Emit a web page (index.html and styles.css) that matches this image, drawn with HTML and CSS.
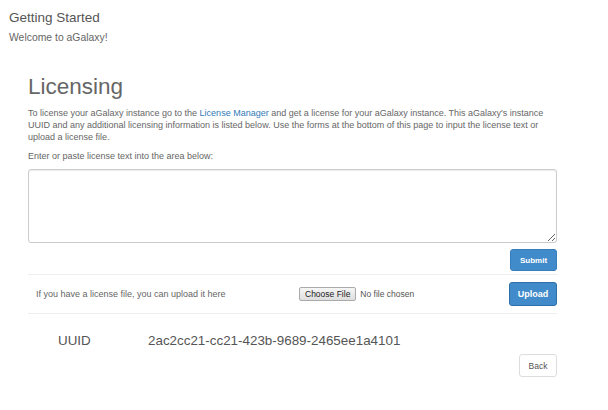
FILE: index.html
```html
<!DOCTYPE html>
<html>
<head>
<meta charset="utf-8">
<link rel="stylesheet" href="styles.css">
</head>
<body>
<header class="page-head">
  <div class="head-title">Getting Started</div>
  <div class="head-sub">Welcome to aGalaxy!</div>
</header>
<main class="container">
  <h1 class="title">Licensing</h1>
  <p class="intro">To license your aGalaxy instance go to the <a class="link" href="#">License Manager</a> and get a license for your aGalaxy instance. This aGalaxy's instance UUID and any additional licensing information is listed below. Use the forms at the bottom of this page to input the license text or upload a license file.</p>
  <p class="hint">Enter or paste license text into the area below:</p>
  <textarea class="license-text"></textarea>
  <div class="submit-row">
    <button class="btn btn-primary btn-submit">Submit</button>
  </div>
  <div class="upload-row">
    <span class="upload-label">If you have a license file, you can upload it here</span>
    <span class="file-input"><span class="choose">Choose File</span><span class="nofile">No file chosen</span></span>
    <button class="btn btn-primary btn-upload">Upload</button>
  </div>
  <div class="uuid-row">
    <span class="uuid-label">UUID</span>
    <span class="uuid-value">2ac2cc21-cc21-423b-9689-2465ee1a4101</span>
  </div>
  <div class="back-row">
    <button class="btn btn-default">Back</button>
  </div>
</main>
</body>
</html>
```
FILE: styles.css
```css
* { box-sizing: border-box; }
html, body { margin: 0; padding: 0; background: #fff; }
body {
  font-family: "Liberation Sans", Arial, Helvetica, sans-serif;
  color: #555;
  width: 608px;
  height: 410px;
  overflow: hidden;
}
.page-head { padding: 10px 0 0 9px; }
.head-title { font-size: 13.5px; line-height: 16px; color: #555; }
.head-sub { font-size: 10.4px; line-height: 14px; margin-top: 5px; color: #666; }
.container { margin-left: 28px; width: 529px; }
.title {
  font-size: 22.5px;
  font-weight: normal;
  color: #666;
  margin: 28px 0 0 0;
  line-height: 28px;
}
.intro {
  font-size: 9px;
  line-height: 12px;
  margin: 6px 0 0 0;
  color: #666;
}
.link { color: #337ab7; text-decoration: none; }
.hint { font-size: 9px; line-height: 12px; margin: 7px 0 0 0; color: #666; }
.license-text {
  display: block;
  width: 529px;
  height: 74px;
  margin-top: 7px;
  border: 1px solid #ccc;
  border-radius: 3px;
  box-shadow: inset 0 1px 1px rgba(0,0,0,0.075);
  resize: vertical;
}
.submit-row {
  display: flex;
  justify-content: flex-end;
  padding-top: 6px;
  padding-bottom: 3px;
  border-bottom: 1px solid #eee;
}
.btn {
  font-family: "Liberation Sans", Arial, sans-serif;
  border-radius: 3px;
  cursor: pointer;
  padding: 0;
}
.btn-primary {
  background: #428bca;
  border: 1px solid #357ebd;
  color: #fff;
}
.btn-submit {
  width: 47px;
  height: 22px;
  font-size: 8px;
  font-weight: bold;
}
.upload-row {
  display: flex;
  align-items: center;
  height: 39px;
  border-bottom: 1px solid #eee;
  padding-left: 8px;
}
.upload-label { font-size: 9px; color: #666; width: 263px; }
.file-input { display: flex; align-items: center; font-size: 8.5px; }
.choose {
  border: 1px solid #aaa;
  background: linear-gradient(#f6f6f6, #dedede);
  border-radius: 2px;
  padding: 0 5px;
  height: 14px;
  line-height: 12px;
  color: #222;
}
.nofile { margin-left: 4px; color: #555; }
.btn-upload {
  margin-left: auto;
  width: 48px;
  height: 24px;
  font-size: 9px;
  font-weight: bold;
  border-color: #2f6fa7;
}
.uuid-row {
  display: flex;
  align-items: center;
  height: 52px;
  padding-left: 30px;
  font-size: 13.4px;
  color: #555;
}
.uuid-label { width: 90px; }
.back-row { display: flex; justify-content: flex-end; margin-top: -12px; }
.btn-default {
  background: #fff;
  border: 1px solid #ddd;
  color: #555;
  width: 38px;
  height: 23px;
  font-size: 8.5px;
}
```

--- Aim of the task ---
Write the full listing out again with every line unchanged, but include no pictures.

--- The reply ---
Emit a web page (index.html and styles.css) that matches this image, drawn with HTML and CSS.
FILE: index.html
```html
<!DOCTYPE html>
<html>
<head>
<meta charset="utf-8">
<link rel="stylesheet" href="styles.css">
</head>
<body>
<header class="page-head">
  <div class="head-title">Getting Started</div>
  <div class="head-sub">Welcome to aGalaxy!</div>
</header>
<main class="container">
  <h1 class="title">Licensing</h1>
  <p class="intro">To license your aGalaxy instance go to the <a class="link" href="#">License Manager</a> and get a license for your aGalaxy instance. This aGalaxy's instance UUID and any additional licensing information is listed below. Use the forms at the bottom of this page to input the license text or upload a license file.</p>
  <p class="hint">Enter or paste license text into the area below:</p>
  <textarea class="license-text"></textarea>
  <div class="submit-row">
    <button class="btn btn-primary btn-submit">Submit</button>
  </div>
  <div class="upload-row">
    <span class="upload-label">If you have a license file, you can upload it here</span>
    <span class="file-input"><span class="choose">Choose File</span><span class="nofile">No file chosen</span></span>
    <button class="btn btn-primary btn-upload">Upload</button>
  </div>
  <div class="uuid-row">
    <span class="uuid-label">UUID</span>
    <span class="uuid-value">2ac2cc21-cc21-423b-9689-2465ee1a4101</span>
  </div>
  <div class="back-row">
    <button class="btn btn-default">Back</button>
  </div>
</main>
</body>
</html>
```
FILE: styles.css
```css
* { box-sizing: border-box; }
html, body { margin: 0; padding: 0; background: #fff; }
body {
  font-family: "Liberation Sans", Arial, Helvetica, sans-serif;
  color: #555;
  width: 608px;
  height: 410px;
  overflow: hidden;
}
.page-head { padding: 10px 0 0 9px; }
.head-title { font-size: 13.5px; line-height: 16px; color: #555; }
.head-sub { font-size: 10.4px; line-height: 14px; margin-top: 5px; color: #666; }
.container { margin-left: 28px; width: 529px; }
.title {
  font-size: 22.5px;
  font-weight: normal;
  color: #666;
  margin: 28px 0 0 0;
  line-height: 28px;
}
.intro {
  font-size: 9px;
  line-height: 12px;
  margin: 6px 0 0 0;
  color: #666;
}
.link { color: #337ab7; text-decoration: none; }
.hint { font-size: 9px; line-height: 12px; margin: 7px 0 0 0; color: #666; }
.license-text {
  display: block;
  width: 529px;
  height: 74px;
  margin-top: 7px;
  border: 1px solid #ccc;
  border-radius: 3px;
  box-shadow: inset 0 1px 1px rgba(0,0,0,0.075);
  resize: vertical;
}
.submit-row {
  display: flex;
  justify-content: flex-end;
  padding-top: 6px;
  padding-bottom: 3px;
  border-bottom: 1px solid #eee;
}
.btn {
  font-family: "Liberation Sans", Arial, sans-serif;
  border-radius: 3px;
  cursor: pointer;
  padding: 0;
}
.btn-primary {
  background: #428bca;
  border: 1px solid #357ebd;
  color: #fff;
}
.btn-submit {
  width: 47px;
  height: 22px;
  font-size: 8px;
  font-weight: bold;
}
.upload-row {
  display: flex;
  align-items: center;
  height: 39px;
  border-bottom: 1px solid #eee;
  padding-left: 8px;
}
.upload-label { font-size: 9px; color: #666; width: 263px; }
.file-input { display: flex; align-items: center; font-size: 8.5px; }
.choose {
  border: 1px solid #aaa;
  background: linear-gradient(#f6f6f6, #dedede);
  border-radius: 2px;
  padding: 0 5px;
  height: 14px;
  line-height: 12px;
  color: #222;
}
.nofile { margin-left: 4px; color: #555; }
.btn-upload {
  margin-left: auto;
  width: 48px;
  height: 24px;
  font-size: 9px;
  font-weight: bold;
  border-color: #2f6fa7;
}
.uuid-row {
  display: flex;
  align-items: center;
  height: 52px;
  padding-left: 30px;
  font-size: 13.4px;
  color: #555;
}
.uuid-label { width: 90px; }
.back-row { display: flex; justify-content: flex-end; margin-top: -12px; }
.btn-default {
  background: #fff;
  border: 1px solid #ddd;
  color: #555;
  width: 38px;
  height: 23px;
  font-size: 8.5px;
}
```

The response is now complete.